Für die belangte Behörde sei die vorliegende Gestaltung äußerst ungewöhnlich, weshalb eine erhöhte Mitwirkungspflicht bestehe (Verweis auf Ritz, BAO³, § 115 Tz 13). Auf Vorhalte der Bp sei mit bloßen Behauptungen reagiert worden, die den Erfahrungen des täglichen Lebens widersprächen. Die behauptete betriebliche Veranlassung der für die T höchst ungewöhnlichen und extrem nachteiligen Gestaltung (insb. Zuweisung von 8 Mio Schilling Gewinn bei 1 Mio Schilling Einlage, davon 3 Mio Schilling bereits vor Einlageleistung, Nichteinhalten anderer vertraglicher Vereinbarungen) sei von der T weder bewiesen noch glaubhaft gemacht worden.
Dass der T ein Geschäftsführungsentgelt zustehe, sei nicht eingehalten worden. Ohne Rechtsanspruch und vor Vertragsunterfertigung sei trotz finanziell angespannter Situation ein Gewinnvoraus von 3 Mio Schilling an die Stille geflossen. Die geplante Ostexpansion sei nicht erfolgt, und die Eröffnung weiterer Filialen sei von der T im Jahr 2000 ohne externen Kapitalbedarf erfolgt. Widersprüche vermag die belangte Behörde auch in Übertragungsvorgängen vom Einzelunternehmen des Bf auf die T erkennen. Gewinne seien Großteils schon vor deren Entstehen ausbezahlt worden und sollen 2001 und 2002 in bar persönlich an den Schweizer Dr. ***1*** [Anm: damals Aufsichtsratsvorsitzender der Stillen] übergeben worden sein. Die Zahlung von 3 Mio Schilling im Jänner 2001 sei nur im Ausmaß von 700.000 Schilling durch eine Abhebung vom betrieblichen Bankkonto gedeckt. Ab 2003 seien die Gewinnanteile der Stillen vom Bf verwendet worden und formal als Auszahlung an die Stille und gleichzeitiges Darlehen von dieser an den Bf behandelt worden.

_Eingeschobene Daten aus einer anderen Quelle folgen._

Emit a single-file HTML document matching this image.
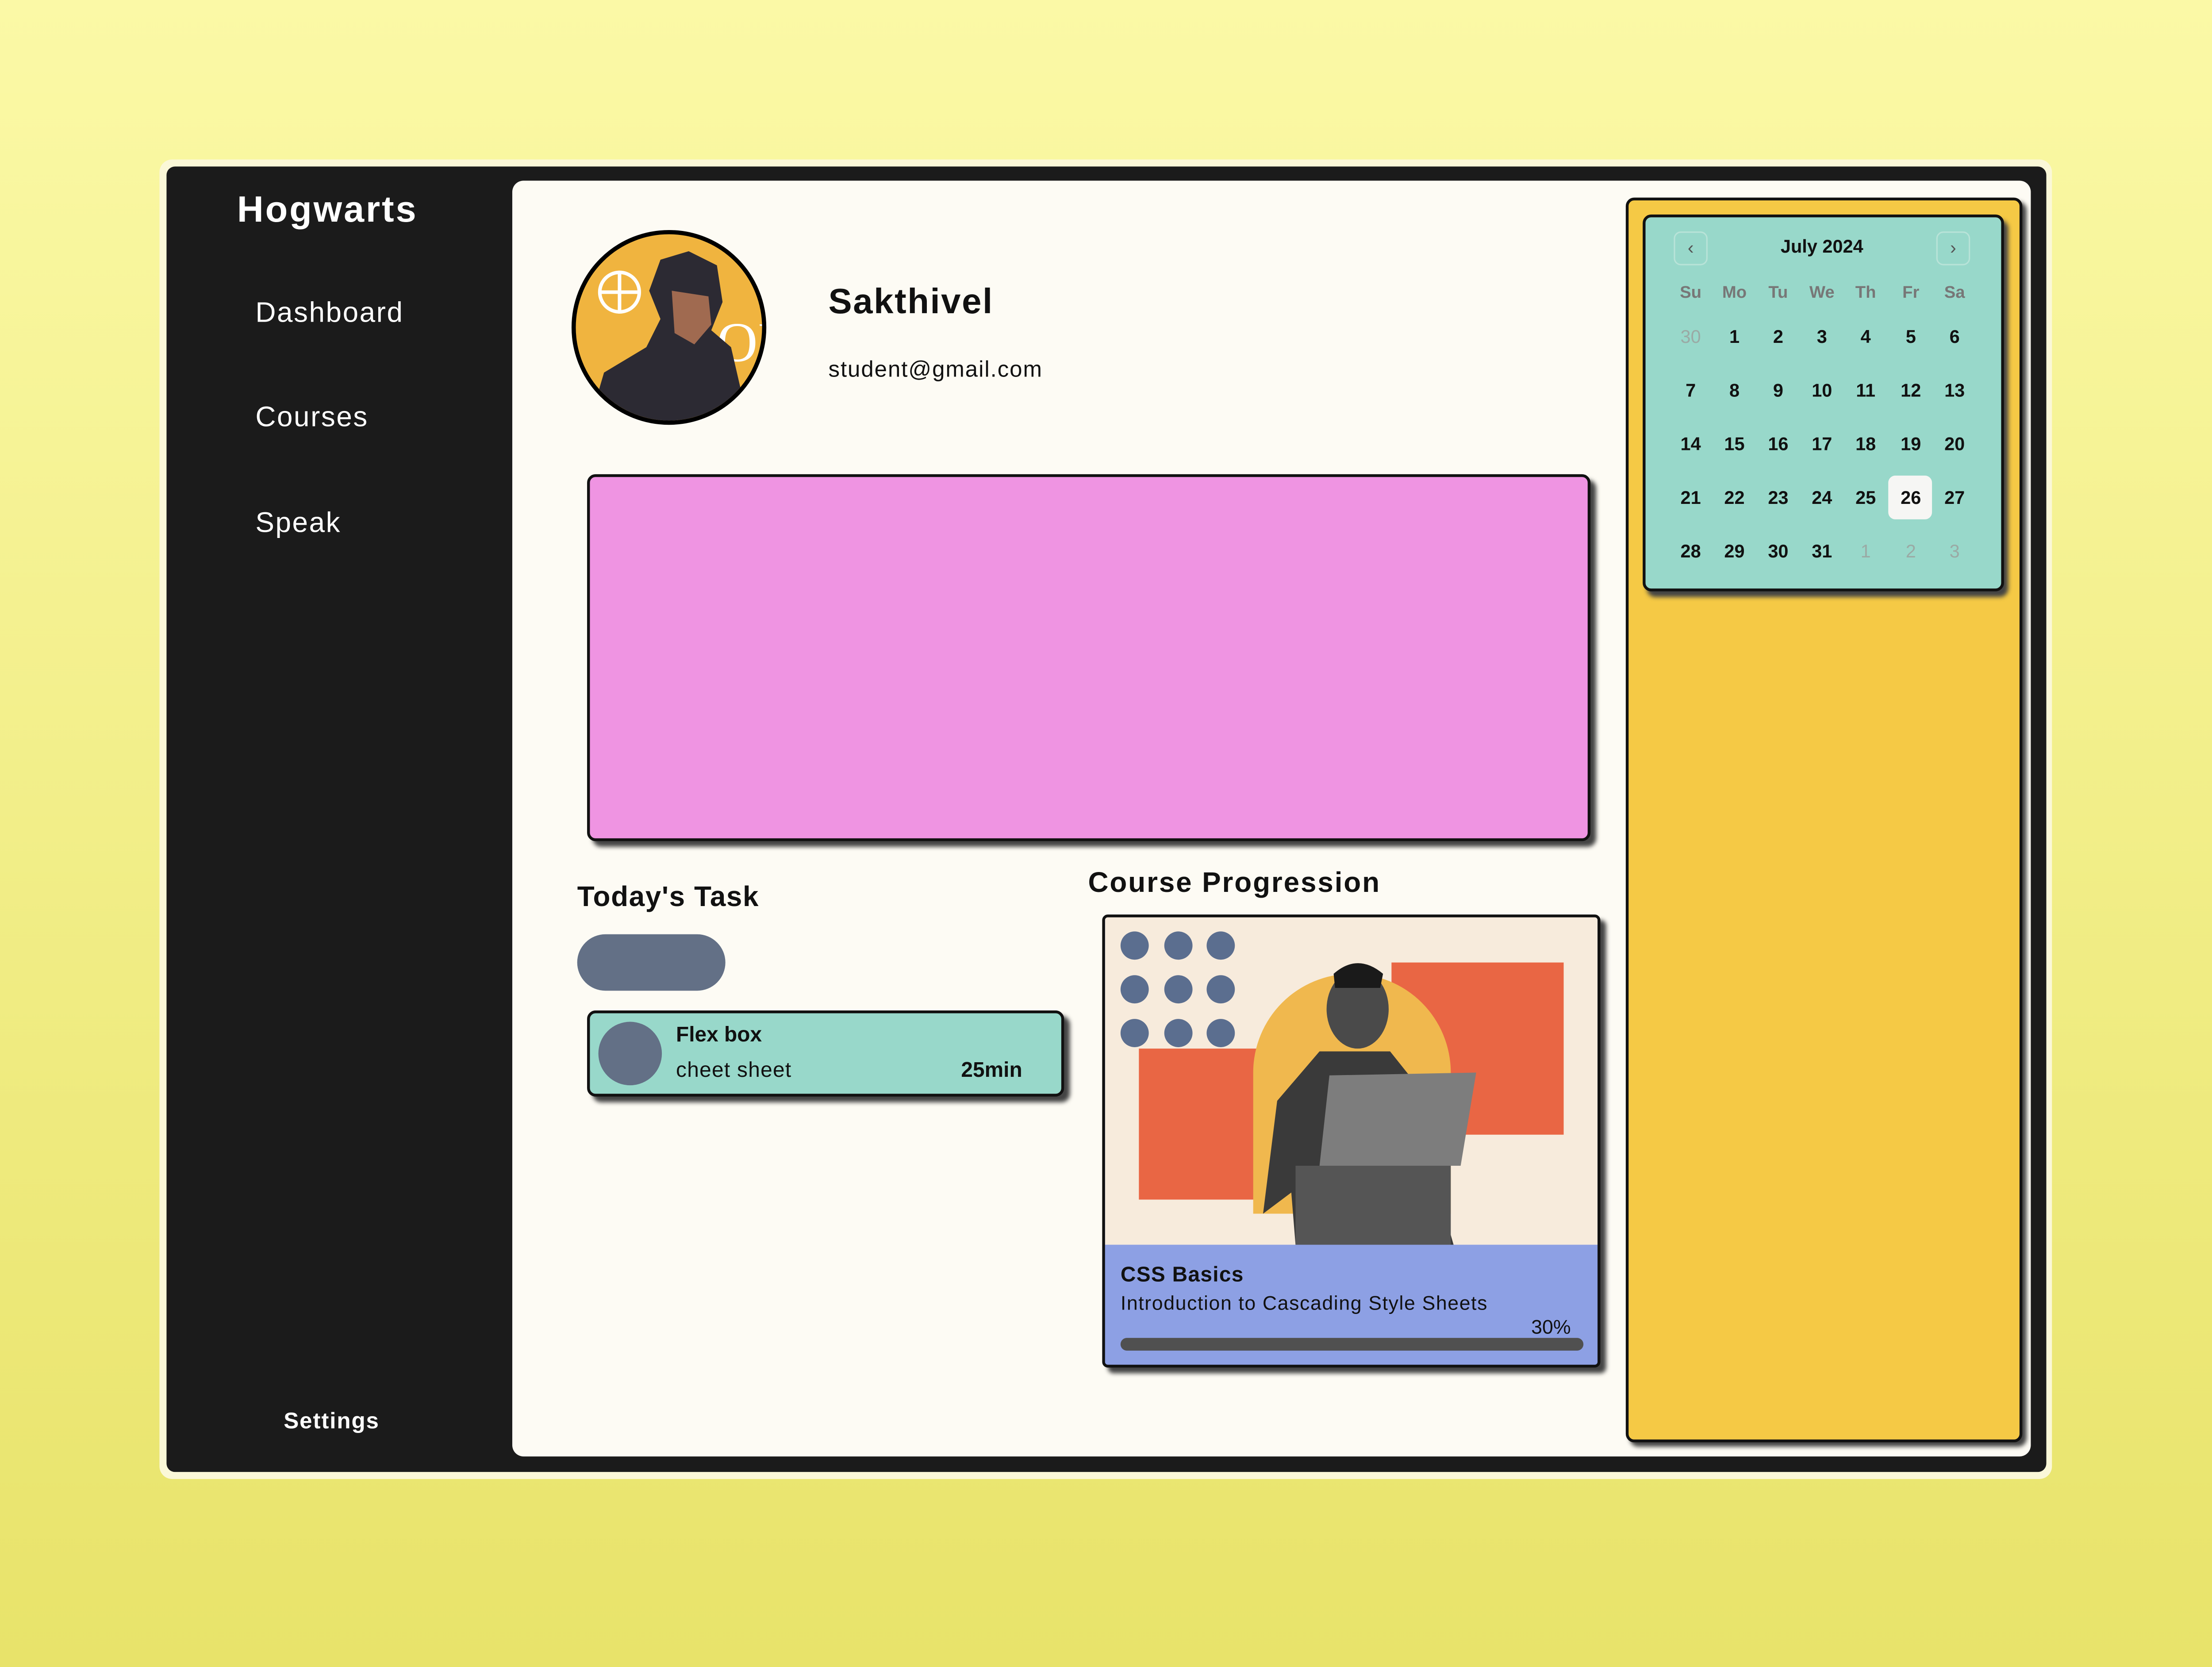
<!DOCTYPE html>
<html><head><meta charset="utf-8"><style>
*{margin:0;padding:0;box-sizing:border-box}
html,body{width:5088px;height:3768px;overflow:hidden}
body{background:linear-gradient(#fbf9a6,#e8e36a);font-family:"Liberation Sans",sans-serif}
#s{position:absolute;left:0;top:0;width:1568px;height:1161px;transform:scale(3.19,3.19);transform-origin:0 0}
.a{position:absolute}
.t{position:absolute;white-space:nowrap;line-height:1}
.b{font-weight:bold}
.cal .t{transform:translateX(-50%);font-size:13px;font-weight:bold;color:#111}
</style></head><body><div id="s">
<div class="a" style="left:113px;top:113px;width:1341px;height:935px;background:#fbf8d8;border-radius:9px"></div>
<div class="a" style="left:118px;top:118px;width:1332px;height:925px;background:#1b1b1b;border-radius:6px"></div>
<div class="t b" style="left:168px;top:135px;font-size:26px;color:#fff;letter-spacing:1.2px">Hogwarts</div>
<div class="t" style="left:181px;top:212px;font-size:20px;color:#fff;letter-spacing:.8px">Dashboard</div>
<div class="t" style="left:181px;top:286px;font-size:20px;color:#fff;letter-spacing:.8px">Courses</div>
<div class="t" style="left:181px;top:361px;font-size:20px;color:#fff;letter-spacing:.8px">Speak</div>
<div class="t b" style="left:201px;top:1000px;font-size:16px;color:#fff;letter-spacing:.6px">Settings</div>
<div class="a" style="left:363px;top:128px;width:1076px;height:904px;background:#fdfbf4;border-radius:8px"></div>
<div class="a" style="left:405px;top:163px;width:138px;height:138px;border-radius:50%;border:3px solid #000;background:#f0b43f;overflow:hidden">
<svg width="132" height="132" viewBox="0 0 132 132">
<circle cx="31" cy="41" r="14" fill="none" stroke="#fff" stroke-width="2.5"/><line x1="17" y1="41" x2="45" y2="41" stroke="#fff" stroke-width="2.5"/><line x1="31" y1="27" x2="31" y2="55" stroke="#fff" stroke-width="2.5"/>
<text x="100" y="90" font-size="40" fill="#fff" font-family="Liberation Serif">OI</text>
<path d="M10 132 L20 98 L50 80 L60 60 L52 40 L60 18 L80 12 L100 22 L104 48 L96 68 L110 80 L122 132Z" fill="#2c2a33"/>
<path d="M68 40 L94 44 L96 64 L84 78 L70 70Z" fill="#a06a50"/>
</svg></div>
<div class="t b" style="left:587px;top:202px;font-size:25px;color:#111;letter-spacing:.8px">Sakthivel</div>
<div class="t" style="left:587px;top:255px;font-size:16px;color:#111;letter-spacing:.6px">student@gmail.com</div>
<div class="a" style="left:416px;top:336px;width:711px;height:260px;background:#ef94e2;border:2px solid #111;border-radius:6px;box-shadow:4px 4px 3px #444"></div>
<div class="t b" style="left:409px;top:626px;font-size:20px;color:#111;letter-spacing:.5px">Today's Task</div>
<div class="a" style="left:409px;top:662px;width:105px;height:40px;background:#637086;border-radius:20px"></div>
<div class="a" style="left:416px;top:716px;width:338px;height:61px;background:#98d8ca;border:2px solid #111;border-radius:6px;box-shadow:4px 4px 3px #444"></div>
<div class="a" style="left:424px;top:724px;width:45px;height:45px;background:#637086;border-radius:50%"></div>
<div class="t b" style="left:479px;top:726px;font-size:15px;color:#111">Flex box</div>
<div class="t" style="left:479px;top:751px;font-size:15px;color:#111;letter-spacing:.4px">cheet sheet</div>
<div class="t b" style="left:681px;top:751px;font-size:15px;color:#111">25min</div>
<div class="t b" style="left:771px;top:616px;font-size:20px;color:#111;letter-spacing:.9px">Course Progression</div>
<div class="a" style="left:781px;top:648px;width:353px;height:321px;border:2px solid #111;border-radius:4px;box-shadow:4px 4px 3px #444;overflow:hidden;background:#8da0e4">
<svg class="a" style="left:0;top:0" width="349" height="232" viewBox="783 650 349 232">
<rect x="783" y="650" width="349" height="232" fill="#f7ebdc"/>
<rect x="807" y="743" width="100" height="107" fill="#e96644"/>
<rect x="986" y="682" width="122" height="122" fill="#e96644"/>
<path d="M888 860 V760 A70 70 0 0 1 1028 760 V860Z" fill="#f0b84e"/>
<g fill="#5b6e8f"><circle cx="804" cy="670" r="10"/><circle cx="835" cy="670" r="10"/><circle cx="865" cy="670" r="10"/><circle cx="804" cy="701" r="10"/><circle cx="835" cy="701" r="10"/><circle cx="865" cy="701" r="10"/><circle cx="804" cy="732" r="10"/><circle cx="835" cy="732" r="10"/><circle cx="865" cy="732" r="10"/></g>
<path d="M918 882 L915 845 L895 860 L905 780 L935 745 L985 745 L1005 770 L1015 830 L1030 882Z" fill="#3a3a3a"/>
<ellipse cx="962" cy="715" rx="22" ry="28" fill="#4a4a4a"/>
<path d="M945 690 Q962 675 980 690 L978 700 L946 700Z" fill="#1a1a1a"/>
<path d="M942 762 L1046 760 L1035 826 L935 826Z" fill="#7d7d7d"/>
<rect x="918" y="826" width="110" height="56" fill="#555"/>
</svg>
<div class="t b" style="left:11px;top:246px;font-size:15px;color:#111;letter-spacing:.4px">CSS Basics</div>
<div class="t" style="left:11px;top:266px;font-size:14px;color:#111;letter-spacing:.5px">Introduction to Cascading Style Sheets</div>
<div class="t" style="left:302px;top:283px;font-size:14px;color:#111">30%</div>
<div class="a" style="left:11px;top:298px;width:328px;height:9px;background:#505050;border-radius:5px"></div>
</div>
<div class="a" style="left:1152px;top:140px;width:281px;height:882px;background:#f5c945;border:2px solid #111;border-radius:6px;box-shadow:3px 3px 3px #444"></div>
<div class="a cal" style="left:1164px;top:152px;width:256px;height:267px;background:#98d8ca;border:2px solid #111;border-radius:6px;box-shadow:3px 4px 3px #444"></div>
<div class="a" style="left:1186px;top:164px;width:24px;height:24px;border:1px solid #b8e3d8;border-radius:5px;color:#555;font-size:13px;text-align:center;line-height:22px">‹</div>
<div class="a" style="left:1372px;top:164px;width:24px;height:24px;border:1px solid #b8e3d8;border-radius:5px;color:#555;font-size:13px;text-align:center;line-height:22px">›</div>
<div class="a" style="left:1338px;top:337px;width:31px;height:31px;background:#f6f6f4;border-radius:5px"></div>
<div class="cal">
<div class="t" style="left:1291px;top:168px">July 2024</div>
<div class="t" style="left:1198px;top:201px;color:#777;font-size:12px">Su</div><div class="t" style="left:1229px;top:201px;color:#777;font-size:12px">Mo</div><div class="t" style="left:1260px;top:201px;color:#777;font-size:12px">Tu</div><div class="t" style="left:1291px;top:201px;color:#777;font-size:12px">We</div><div class="t" style="left:1322px;top:201px;color:#777;font-size:12px">Th</div><div class="t" style="left:1354px;top:201px;color:#777;font-size:12px">Fr</div><div class="t" style="left:1385px;top:201px;color:#777;font-size:12px">Sa</div>
<div class="t" style="left:1198px;top:232px;color:#9aaaa5;font-weight:normal">30</div><div class="t" style="left:1229px;top:232px">1</div><div class="t" style="left:1260px;top:232px">2</div><div class="t" style="left:1291px;top:232px">3</div><div class="t" style="left:1322px;top:232px">4</div><div class="t" style="left:1354px;top:232px">5</div><div class="t" style="left:1385px;top:232px">6</div>
<div class="t" style="left:1198px;top:270px">7</div><div class="t" style="left:1229px;top:270px">8</div><div class="t" style="left:1260px;top:270px">9</div><div class="t" style="left:1291px;top:270px">10</div><div class="t" style="left:1322px;top:270px">11</div><div class="t" style="left:1354px;top:270px">12</div><div class="t" style="left:1385px;top:270px">13</div>
<div class="t" style="left:1198px;top:308px">14</div><div class="t" style="left:1229px;top:308px">15</div><div class="t" style="left:1260px;top:308px">16</div><div class="t" style="left:1291px;top:308px">17</div><div class="t" style="left:1322px;top:308px">18</div><div class="t" style="left:1354px;top:308px">19</div><div class="t" style="left:1385px;top:308px">20</div>
<div class="t" style="left:1198px;top:346px">21</div><div class="t" style="left:1229px;top:346px">22</div><div class="t" style="left:1260px;top:346px">23</div><div class="t" style="left:1291px;top:346px">24</div><div class="t" style="left:1322px;top:346px">25</div><div class="t" style="left:1354px;top:346px">26</div><div class="t" style="left:1385px;top:346px">27</div>
<div class="t" style="left:1198px;top:384px">28</div><div class="t" style="left:1229px;top:384px">29</div><div class="t" style="left:1260px;top:384px">30</div><div class="t" style="left:1291px;top:384px">31</div><div class="t" style="left:1322px;top:384px;color:#9aaaa5;font-weight:normal">1</div><div class="t" style="left:1354px;top:384px;color:#9aaaa5;font-weight:normal">2</div><div class="t" style="left:1385px;top:384px;color:#9aaaa5;font-weight:normal">3</div>
</div>
</div></body></html>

Ungewöhnlich erscheine weiters, dass den ***2***-Vertriebsrechten, die der Bf zuvor als Einzelunternehmer innehatte, bei der Ermittlung des Gewinnverteilungsschlüssels kein Wert beigemessen wurde, obwohl diese den Hauptumsatz- und -gewinnträger des Unternehmens darstellten. In Summe sei die Gestaltung, obwohl sie zwischen fremden Dritten getroffen wurde, derart ungewöhnlich, dass eine hinreichende betriebliche Veranlassung darin nicht erblickt werden könne. Daraus ergebe sich, dass die dargestellte stille Beteiligung nicht den tatsächlichen Vorgängen entspreche, die dadurch verschleiert werden sollten. Die stille Gesellschaft werde zwar dem Grunde nach anerkannt, aber die Gewinnanteile der Risikoverteilung entsprechend derart angepasst, dass dem Stillen 2 % und der T 98 % des Gewinnes zustehe.
In der Beschwerde bringt der Bf zur Sache vor, es habe keine verdeckte Ausschüttung stattgefunden. Das Geld sei an eine andere österreichische Firma bezahlt und in deren Buchhaltung erfasst worden. Dort seien von der Finanzverwaltungen keinerlei Ermittlungen durchgeführt worden. Eine Ergänzung vom enthält lediglich Ausführungen zu Verfahrensfehlern in den vorangegangenen Beschwerdeverfahren der T und zum Haftungsbescheid.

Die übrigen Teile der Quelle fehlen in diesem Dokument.